To the extent that public opinion matters and can be shaped, I think it would be a huge boon for humanity for attitudes toward NIMBYism to turn decidedly negative. People should be ashamed of this behavior, which is both selfish and extravagantly dismissive of property rights.
Ed Glaeser has applied these arguments repeatedly to the context of northern California, potentially one of the most carbon-neutral place in the US (because of its climate) and one of the most productive (due to Silicon Valley). Easing new development in the Bay Area would be one of the best things we could do for our economy and our environment, but NIMBY property owners there have stymied it for decades.

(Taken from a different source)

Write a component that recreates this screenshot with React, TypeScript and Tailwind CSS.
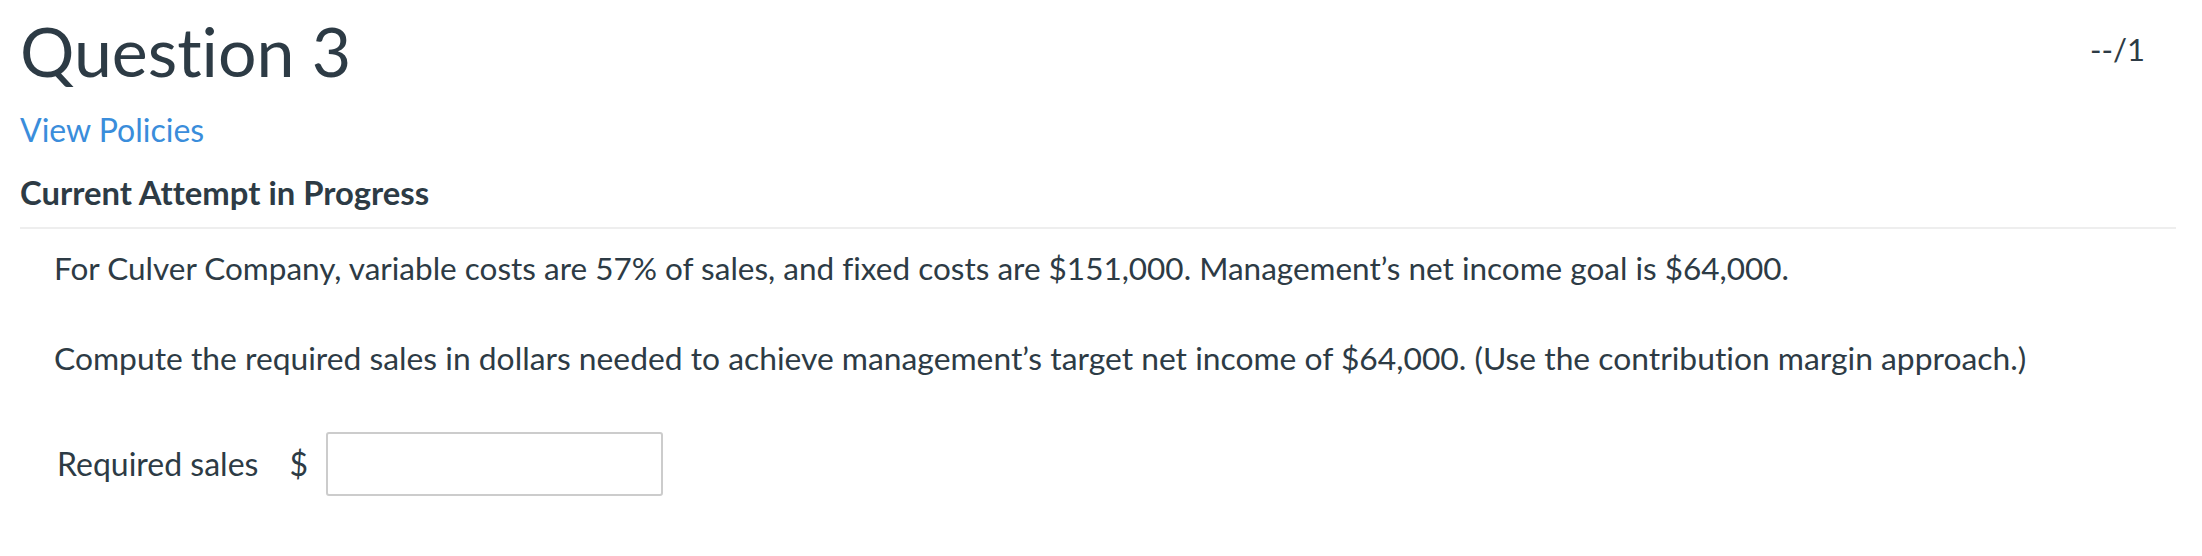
export default function App() {
  return (
    <div className="min-h-[556px] w-full bg-white text-[#2d3b45] font-['Lato','Liberation_Sans',sans-serif] [font-variant-ligatures:no-common-ligatures]">
      <div className="pl-[20px] pr-[26px]">
        <div className="flex items-start justify-between pt-[10px]">
          <h1 className="text-[68px] font-normal leading-[1.2]">Question 3</h1>
          <div className="mt-[21px] mr-[31px] text-[31px] leading-[1.2]">--/1</div>
        </div>
        <a href="#" className="mt-[19px] block w-fit text-[32px] leading-[1.2] text-[#3a8ddb]">
          View Policies
        </a>
        <h2 className="mt-[24px] text-[32.8px] font-bold leading-[1.2]">Current Attempt in Progress</h2>
        <div className="mt-[15px] h-[2px] bg-[#eeeeee]" />
        <div className="pl-[34px]">
          <p className="mt-[21px] text-[31.5px] leading-[1.2]">
            For Culver Company, variable costs are 57% of sales, and fixed costs are $151,000. Management’s net income
            goal is $64,000.
          </p>
          <p className="mt-[51px] text-[31.8px] leading-[1.2]">
            Compute the required sales in dollars needed to achieve management’s target net income of $64,000. (Use the
            contribution margin approach.)
          </p>
          <div className="mt-[55px] flex items-center pl-[3px]">
            <span className="text-[32px] leading-[1.2]">Required sales</span>
            <span className="ml-[31px] text-[32px] leading-[1.2]">$</span>
            <input
              type="text"
              className="ml-[18px] h-[64px] w-[337px] rounded-[3px] border-2 border-[#cccccc] bg-white px-3 text-[32px] outline-none"
            />
          </div>
        </div>
      </div>
    </div>
  );
}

Of course it’s selfish — for wealthy liberals who are also homeowners, property values trump environmental politics every time. It’s as true in the People’s Republic of Ann Arbor as it is in NYC. This is a symptom of a bigger policy problem, which is our national obsession with homeownership. I would wager Detroit’s rates of homeownership in the 1960s, the highest in the country at that time, was a major contributor to that city’s collapse in the following decade. Homeownership has pernicious side effects beyond those for individual homeowners, and one of those is NIMBYism.
As I’ve noted before, the silver lining in this is that as people continue to be priced out of places like NYC, Ann Arbor and the San Francisco Bay Area, it will hopefully generate spillover for places like Detroit (for young artists) and Ypsilanti (for students and faculty who can’t afford Ann Arbor).